Scripture is a reality that grows along with little children.
Saint Augustine
Being ourselves often means living as God wants us to, even if that looks different than what the world tells us is proper or popular. Through His ministry and example, Jesus broadens understanding of how God communicates with us and demonstrates the dignity of acting on desires spoken into our hearts.
Jesus rarely taught without initiating dialogue or telling stories, and His stories were different because they posed riddles or problems. Parables present questions rather than answers.
So, in giving people parables, Jesus also gives us power to think and question. He provokes curiosity into the hidden mysteries of the kingdom of heaven.
Knowledge of God is endlessly pursued. Seek and you will find, Jesus said, and it turns out we are often found in the process. Intelligence alone will not decipher deeper meanings, but when we bow to the beauty of scripture, we discover a personal relationship with God not limited by a veil or out of reach on a scribe’s podium.
Jesus’ parables are seeds of humility that, when consumed with childlike wonder and awe, stir revelations. When we offer our belief in boundless possibility to the Spirit of Truth, we open up to learn the great and unsearchable things that nourish our hungry hearts and minds.
How do you expect to reach your own perfection by leading somebody else’s life?
Thomas Merton
Jesus came of age under the tutelage of Joseph in their family business and work as carpenters. Yet it was the actualization of Jesus’ vocation as a teacher and minister that led to His transfiguration and ultimate revelation of Jesus as the Christ and God with us.
And what is vocation but the calling of desire? The tug toward something, the need to do something or go somewhere, an outward expression of the delicate individuality that exists only in the deepest place of our soul.
Could we really know better than God the unique purpose the Holy Spirit breathed into each of us before time began?
So, discernment of desire, and the courageous humility to unfold it, enable us to become more fully ourselves.

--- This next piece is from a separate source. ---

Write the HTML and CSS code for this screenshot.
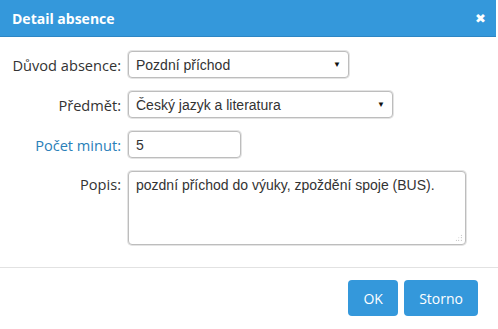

Luke’s gospel tells us that young Jesus and the Holy Family went to Jerusalem for the annual Passover feast. Mary and Joseph began their return trip to Nazareth, but Jesus quietly remained in Jerusalem. Eventually, His parents realized that Jesus was not among the caravan of relatives and friends, and after three days of panicked searching, Mary and Joseph found Jesus sitting among the religious teachers in the temple courts, listening, asking questions, and astounding all with His unusual understanding of God’s Word.
His parents were incredulous with stress and worry. “Why have You done this to us?” Mary asked.
Jesus, knowing He was never lost but actually finding more of Himself, replied, “Why were you looking for Me? Did you not know that I had to be in my Father’s house?”
He didn’t ask for permission to stay in Jerusalem, nor did Jesus even tell anyone He was going to the temple. He simply followed His heart’s knowing to the place where He felt the peace of home.
And in doing so, Jesus activated His purpose, shared through His vocation, to completely redefine how we enter into the presence of God and search the divine truth of His Word.